Currently reading: Bentley Blower Continuation is pre-war racer reborn
British company will build 12 replicas of its famous 1929 supercharged endurance racer

Bentley has unveiled a new version of its famous 1929 4.5-litre supercharged Blower, which it claims will be the first-ever continuation run of a pre-war race car.

Just four examples of the Blower were built by Sir Tim Birkin in the 1920s, all of which were used in endurance events, including the 24 Hours of Le Mans. All four machines survive and are now the most valuable Bentleys in existence.

12 Blower Continuation Series models are to be built – one for each race that the original four chassis competed in – and will be identical to the originals bare minor updates for safety. They will retain a pressed steel frame, leaf spring suspension and 400mm mechanical drum brakes, along with the original car’s supercharged four-cylinder 16-valve 4398cc engine, which makes 240bhp.

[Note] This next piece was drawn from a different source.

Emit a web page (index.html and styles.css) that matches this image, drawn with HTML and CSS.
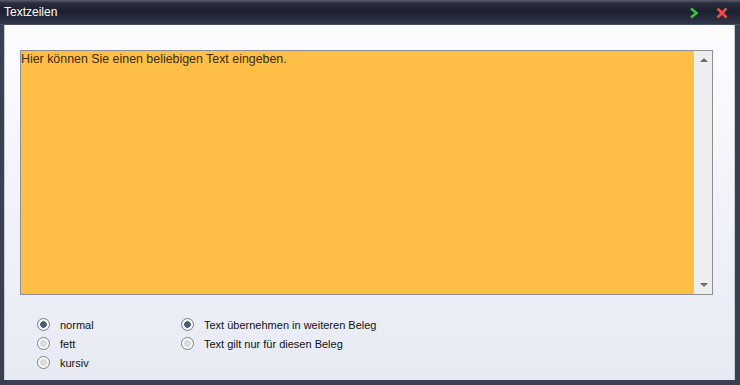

To make them, Bentley’s Mulliner division will disassemble its own Blower – chassis HB 3403 – to individual parts, before cataloguing and scanning each to crease a digital model.

Bentley’s engineers will then use 1920s moulds and tooling jigs to create 12 sets of parts based on that model, which will then be assembled into complete cars. The original Bentley, which continues to be used regularly in display events, will then be restored and rebuilt.

Bentley boss Adrian Hallmark said: “We know there's demand for genuine recreations that can be used, enjoyed and loved without risk to the prized originals.”

He added that the new Blowers would “not only be an homage to our heritage, they will [also] be a celebration of the outstanding skills of our Mulliner craftspeople.”

The project follows the recent Continental GT Number 9 Edition, a limited-run of Bentley’s new grand tourer featuring design nods to the Blowers.

Bentley says it will take around two years to complete the 12-car series. Prices haven't been announced.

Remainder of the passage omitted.